CANAL REHABILITATION – MID CLARENDON & ST CATHERINE
Rhymesbury Project – Lines 27, 32 and 35: Rehabilitation of 0.915 km of concrete lined canal network
-Reduction in water loss of 12%
-Improved service to 210 hectares of land and 19 farmers
-Provided employment for 116 temporary skilled and unskilled labourers.
-Project duration: September to November 2016.
Old Milk River Project Rehabilitation of 1 km of concrete lined canal network
-Reduction in water loss of 15%
-Improved service of 200 hectares of land and to 15 farmers
-Provided employment for 125 temporary skilled and unskilled labourers
-Project duration: March to September 2016.

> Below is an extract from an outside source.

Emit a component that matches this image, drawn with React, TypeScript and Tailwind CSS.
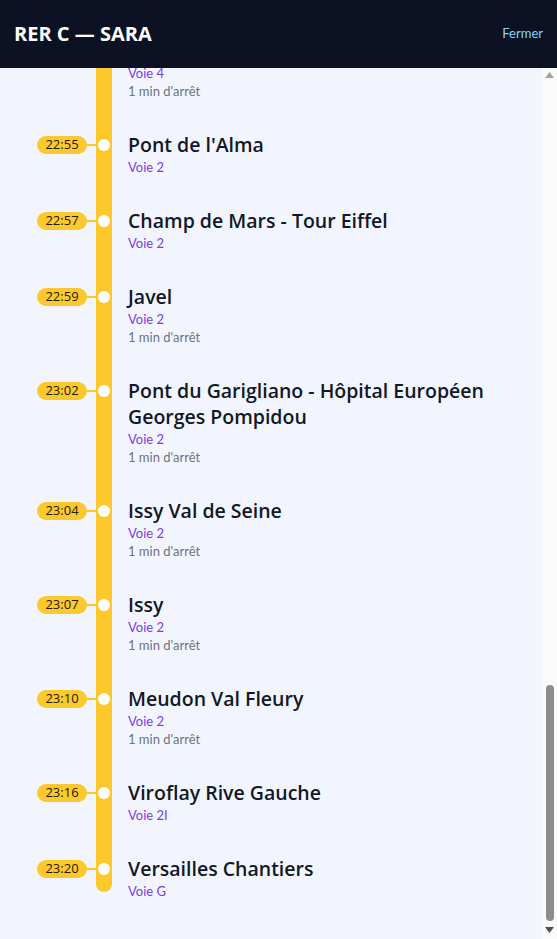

Parnassus Pipeline – Replacing 2.3 km of asbestos pipes with PVC pipes
-Reduction in water loss of 12%
-Improved service to the Rhymesbury area
-Provided employment for 15 temporary and 125 temporary unskilled labourers
-Project duration: January – February 2017.
Monymusk Irrigation System Rehabilitation Project- the NIC is supporting the Monymusk sugar cane cultivation by operating the irrigation system
-Twenty three (23) of forty pumps now operational
-Provided service to 17 farmers on 2,236.26 hectares of land.
-Provided employment for 40 persons (18 skilled and 22 unskilled)
Old Harbour Canal (Phase 1) Rehabilitation of 840 metres of concrete lined canal network
-Reduction in water loss of 18%
-Improved service to 150 hectares of land and to 30 farmers
-Provided employment for 30 temporary skilled and unskilled labourers
-Project duration: September to December 2016.
RIVER CLEANING, ST. ELIZABETH
Cleaned the Black River Upper and Lower Morass areas of aquatic growing plants and remove silt in order to mitigate against flooding of residential and farming communities.
-Total of 63.56 km cleaned in the Upper and Lower Morass areas.
-Project duration: October 2016 to December 2016
-34 contractors were employed for the period
-1,583 temporary unskilled labourers were employed
-This activity contributes to the tourism industry in the area.
IMPROVEMENT OF WATER QUALITY
Installation of four gravel filtration systems to improve water quality supplied to farmers in the Braco Irrigation District, Rio Cobre Irrigation District, Port Henderson,Yallahs – Plaintain Garden River (PGR) and Ebony Park.
-Reduction in sediments in the water supply
-Improved service to 643 hectares of land and 148 farmers
-Provided employment for 27 temporary skilled and unskilled labourers
-Project duration: May to December 2016.
IMPROVEMENT OF IRRIGATION SYSTEMS
Designed and constructed pump houses at Yallahs – Plaintain Garden (PGR) & Spring Plains/Ebony Park
-Improved service to 219 hectares of land and 115 farmers
-Increase in command area of 814 hectares
-Provided employment 35 temporary skilled and unskilled labourers
-Project duration: March to December 2016.
ESSEX VALLEY PROJECT, ST. ELIZABETH
To enhance the production and productivity of farmers on 700 hectares in Essex Valley
-Obtained Public Investment Management Secretarial (PIMSEC) approval
-Implementing Agencies NIC and Agro-Investment Corporation
-Implementation to commence during 2017/18 FY and be completed by March 31, 2020
-Grant Funds being finalized with the Caribbean Development Bank (CDB) for US$41.66M
-Expected to provide direct employment for a minimum of 360 individuals during construction- Labourers, Artisans, Contractors and Specialist Crews
-Additional 1,400 persons to be directly employed in farming activities.
Implementation of cost saving measures such as: Irrigation scheduling, Rate Changes (JPS) and Installation of Variable Frequency Drives (VFDs)
-Approx.. 8% savings in energy cost with a value of $20M has been achieved.
SCHOLARSHIP AWARDS 2015/16 – 2016/17
Fourteen Scholarships valued at over Seven Hundred Thousand Dollars ($700,000.00) were awarded to Secondary and Tertiary students who are children of employees at NIC.
The National Irrigation Commission Limited (NIC) is an Agency of the Ministry of Economic Growth and Job Creation with the main objectives to manage, operate, maintain and expand existing and future irrigation schemes and systems.